La destruction de cette capacité de production – et pas automatiquement une production automobile – et la mise à la porte d’une main-d’œuvre très qualifiée venant ainsi grossir les rangs des chômeurs, voilà la  »solution » capitaliste pour ce problème. Cependant, jusqu’à présent, au cours de cette crise, seuls quelques très rares sites ont été fermés en Europe (Opel à Anvers et Fiat en Sicile par exemple) et, en même temps, de nouvelles entreprises ont été installées en Europe de l’Est et à l’étranger.

Gagnants et Perdants

La crise automobile actuelle est en train de frapper les divers producteurs de masse de manières très différentes. Alors que Volkswagen semble avoir augmenté sa part de marché (en dépit de quelques problèmes avec sa filiale Seat), les groupes Peugeot (PSA) et General Motors en Europe (Opel, Vauxhall) semblent avoir le plus souffert. Opel accuse des pertes de l’ordre de 938€ par voiture vendue, Peugeot-Citroën, de 789€. Opel parle de fermer des usines, soit à Eisenach (Est de l’Allemagne) ou à Bochum (Ouest de l’Allemagne). Ford envisage la fermeture de son usine de Genk, en Belgique. Peugeot a annoncé une réduction de 8.000 travailleurs de sa main-d’œuvre en France (100.000 au total), la fermeture de son usine d’Aulnay-sous-Bois près de Paris comprise (au total, 14.000 emplois seront perdus sur 210.000 de la main-d’œuvre mondiale selon ce plan).
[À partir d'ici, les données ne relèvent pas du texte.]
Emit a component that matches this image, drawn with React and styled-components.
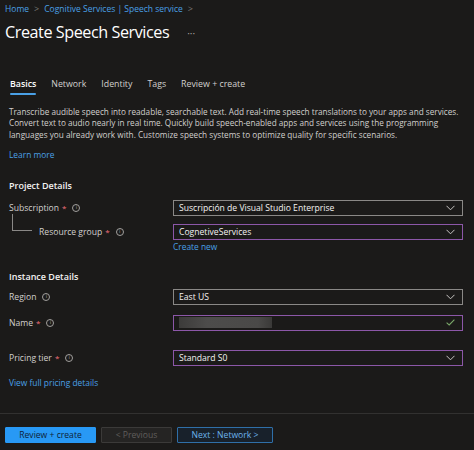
import React from "react";
import styled, { createGlobalStyle } from "styled-components";

const Global = createGlobalStyle`
  html, body { margin: 0; padding: 0; background: #1b1a19; }
  body { font-family: "Open Sans", "Noto Sans", sans-serif; color: #d2d0ce; }
  * { box-sizing: border-box; }
`;

const Page = styled.div`
  width: 474px;
  height: 450px;
  background: #1b1a19;
  display: flex;
  flex-direction: column;
  overflow: hidden;
`;

const Breadcrumb = styled.nav`
  display: flex;
  align-items: center;
  gap: 5px;
  padding: 3px 5px 0;
  height: 15px;
  font-size: 8.5px;
  line-height: 12px;
`;

const Crumb = styled.a`
  color: #4aa0e6;
  text-decoration: none;
`;

const Sep = styled.span`
  color: #797775;
  font-size: 9px;
`;

const TitleRow = styled.div`
  display: flex;
  align-items: center;
  gap: 18px;
  padding: 4px 5px 0;
  height: 30px;
`;

const Title = styled.h1`
  margin: 0;
  font-size: 16.2px;
  font-weight: 400;
  color: #ffffff;
  letter-spacing: -0.45px;
`;

const More = styled.span`
  color: #a19f9d;
  font-size: 10px;
  margin-top: 2px;
`;

const Tabs = styled.div`
  display: flex;
  gap: 15px;
  padding: 0 10px;
  margin-top: 32px;
  height: 20px;
`;

const Tab = styled.div`
  position: relative;
  font-size: 8.8px;
  line-height: 14px;
  color: ${(p) => (p.$active ? "#ffffff" : "#d2d0ce")};
  font-weight: ${(p) => (p.$active ? 600 : 400)};
  &::after {
    content: "";
    display: ${(p) => (p.$active ? "block" : "none")};
    position: absolute;
    left: 0;
    right: 0;
    top: 16px;
    height: 2px;
    border-radius: 1px;
    background: #4aa0e6;
  }
`;

const Body = styled.div`
  padding: 0 11px 0 9px;
  flex: 1;
`;

const Desc = styled.p`
  margin: 9px 0 0;
  font-size: 8.2px;
  line-height: 11.3px;
  color: #d2d0ce;
  white-space: nowrap;
`;

const Link = styled.a`
  display: block;
  color: #4aa0e6;
  font-size: 8.4px;
  line-height: 12px;
  text-decoration: none;
  margin-top: ${(p) => p.$mt || 0}px;
`;

const SectionTitle = styled.h2`
  margin: ${(p) => p.$mt}px 0 0;
  font-size: 9px;
  line-height: 12px;
  font-weight: 600;
  color: #f3f2f1;
`;

const Row = styled.div`
  display: grid;
  grid-template-columns: 164px 1fr;
  align-items: start;
  margin-top: ${(p) => p.$mt}px;
`;

const Label = styled.div`
  display: flex;
  align-items: center;
  height: 16px;
  font-size: 8.6px;
  color: #d2d0ce;
  padding-left: ${(p) => (p.$indent ? 30 : 0)}px;
  position: relative;
`;

const Tree = styled.span`
  position: absolute;
  left: 3px;
  top: -10px;
  width: 20px;
  height: 17px;
  border-left: 1px solid #8a8886;
  border-bottom: 1px solid #8a8886;
`;

const Star = styled.span`
  color: #f1707b;
  margin-left: 3px;
  font-size: 8px;
`;

const Info = styled.span`
  display: inline-flex;
  align-items: center;
  justify-content: center;
  width: 8px;
  height: 8px;
  border: 1px solid #a19f9d;
  border-radius: 50%;
  margin-left: 6px;
  font-size: 5px;
  line-height: 1;
  color: #a19f9d;
  font-family: "DejaVu Sans", sans-serif;
`;

const Field = styled.div`
  display: flex;
  align-items: center;
  height: 16px;
  border: 1px solid ${(p) => (p.$focus ? "#8c57a8" : "#8a8886")};
  background: #1b1a19;
  padding: 0 7px 0 5px;
  font-size: 8.6px;
  color: #f3f2f1;
`;

const FieldText = styled.span`
  flex: 1;
  white-space: nowrap;
  overflow: hidden;
`;

const Blur = styled.span`
  width: 93px;
  height: 11px;
  background: linear-gradient(90deg, #3c3b3a, #4d4c4b 30%, #4a4948 85%, #3a3938);
  filter: blur(0.6px);
  margin-right: auto;
`;

const Chevron = ({ color = "#c8c6c4" }) => (
  <svg width="9" height="6" viewBox="0 0 9 6">
    <path d="M0.5 0.8 L4.5 4.8 L8.5 0.8" fill="none" stroke={color} strokeWidth="1" />
  </svg>
);

const Check = () => (
  <svg width="9" height="7" viewBox="0 0 9 7">
    <path d="M0.6 3.6 L3.2 6 L8.4 0.6" fill="none" stroke="#7aa86a" strokeWidth="1.1" />
  </svg>
);

const Footer = styled.div`
  border-top: 1px solid #323130;
  height: 37px;
  display: flex;
  align-items: flex-start;
  gap: 5px;
  padding: 13px 5px 0;
`;

const Button = styled.button`
  height: 16px;
  width: ${(p) => p.$w}px;
  padding: 0;
  font-family: inherit;
  font-size: 8.6px;
  border-radius: 1px;
  border: 1px solid ${(p) => (p.$variant === "primary" ? "#2899f5" : p.$variant === "next" ? "#2f6fa8" : "#3b3a39")};
  background: ${(p) => (p.$variant === "primary" ? "#2899f5" : p.$variant === "next" ? "#18212b" : "#252423")};
  color: ${(p) => (p.$variant === "primary" ? "#0e2338" : p.$variant === "next" ? "#6cb3ec" : "#605e5c")};
`;

export default function App() {
  return (
    <Page>
      <Global />
      <Breadcrumb>
        <Crumb>Home</Crumb>
        <Sep>&gt;</Sep>
        <Crumb>Cognitive Services | Speech service</Crumb>
        <Sep>&gt;</Sep>
      </Breadcrumb>
      <TitleRow>
        <Title>Create Speech Services</Title>
        <More>···</More>
      </TitleRow>
      <Tabs>
        <Tab $active>Basics</Tab>
        <Tab>Network</Tab>
        <Tab>Identity</Tab>
        <Tab>Tags</Tab>
        <Tab>Review + create</Tab>
      </Tabs>
      <Body>
        <Desc>
          Transcribe audible speech into readable, searchable text. Add real-time speech translations to your apps and services.
          <br />
          Convert text to audio nearly in real time. Quickly build speech-enabled apps and services using the programming
          <br />
          languages you already work with. Customize speech systems to optimize quality for specific scenarios.
        </Desc>
        <Link $mt={9}>Learn more</Link>

        <SectionTitle $mt={19}>Project Details</SectionTitle>
        <Row $mt={8}>
          <Label>
            Subscription<Star>*</Star>
            <Info>i</Info>
          </Label>
          <Field>
            <FieldText>Suscripción de Visual Studio Enterprise</FieldText>
            <Chevron />
          </Field>
        </Row>
        <Row $mt={8}>
          <Label $indent>
            <Tree />
            Resource group<Star>*</Star>
            <Info>i</Info>
          </Label>
          <div>
            <Field $focus>
              <FieldText>CognetiveServices</FieldText>
              <Chevron />
            </Field>
            <Link $mt={1}>Create new</Link>
          </div>
        </Row>

        <SectionTitle $mt={18}>Instance Details</SectionTitle>
        <Row $mt={6}>
          <Label>
            Region
            <Info>i</Info>
          </Label>
          <Field>
            <FieldText>East US</FieldText>
            <Chevron />
          </Field>
        </Row>
        <Row $mt={10}>
          <Label>
            Name<Star>*</Star>
            <Info>i</Info>
          </Label>
          <Field $focus>
            <Blur />
            <Check />
          </Field>
        </Row>
        <Row $mt={19}>
          <Label>
            Pricing tier<Star>*</Star>
            <Info>i</Info>
          </Label>
          <Field $focus>
            <FieldText>Standard S0</FieldText>
            <Chevron />
          </Field>
        </Row>
        <Link $mt={11}>View full pricing details</Link>
      </Body>
      <Footer>
        <Button $variant="primary" $w={91}>Review + create</Button>
        <Button $w={71}>&lt; Previous</Button>
        <Button $variant="next" $w={96}>Next : Network &gt;</Button>
      </Footer>
    </Page>
  );
}
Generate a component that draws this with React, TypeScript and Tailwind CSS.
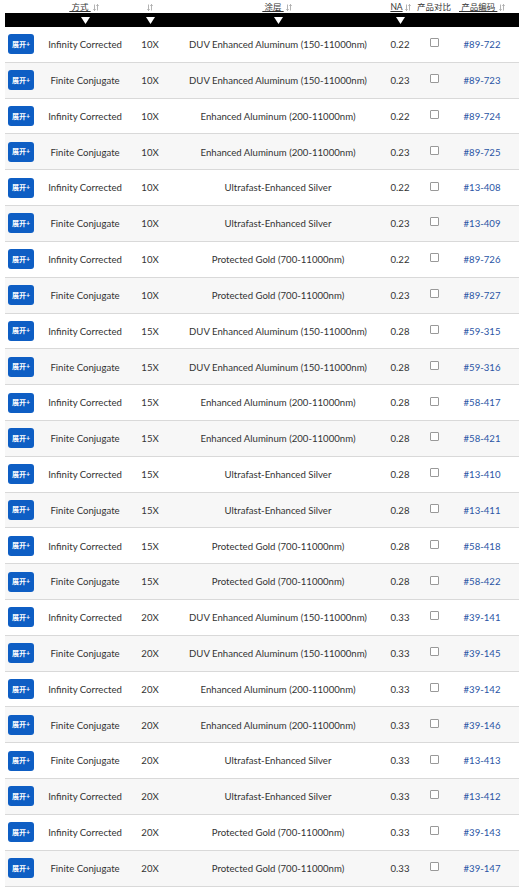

Alors que les travailleurs d’Aulnay sont descendus dans les rues pour protester et exiger que leurs emplois soient protégés, un soi-disant expert, au nom du gouvernement français, a proposé de fermer l’usine de Peugeot de Madrid à la place et de licencier les travailleurs là-bas.

L’annonce de licencier les travailleurs dans les usines Peugeot de France en Juin a immédiatement déclenché de vives actions de protestation dans tout le pays. Le 9 octobre, la CGT a appelé à une manifestation des travailleurs de l’automobile à Paris, en affrontant les patrons présentant les nouveaux modèles le même jour. La réunion de délégués originaires de différentes usines de Peugeot, les dirigeants syndicaux a forcé d’organiser cette action ainsi que d’autres, plus décisives, mais aucune stratégie n’existe pour utiliser pleinement la puissance de l’effectif total à Aulnay et dans les autres sites. Alors que les ouvriers d’Aulnay se sont mis en grève, d’autres n’ont pas été appelés à les rejoindre.

Les différences entre sociétés reflètent également les effets inégaux de la crise économique en Europe et les effets dévastateurs des mesures d’austérité imposées à l’Europe du Sud. Alors que les ventes de voitures allemandes stagnent, la France a connu une baisse de 14%, l’Italie de 20%, tandis que le nombre d’achats a baissé de plus de 40% en Grèce et au Portugal. La baisse des ventes en Europe du Sud a eu un effet beaucoup plus important sur ​​les achats de Peugeot et Ford compte tenu de leur parc automobile et de leurs marchés traditionnels. Ford a réduit le temps de travail, par exemple, dans son usine de Cologne, en Allemagne, qui produit pour ces marchés.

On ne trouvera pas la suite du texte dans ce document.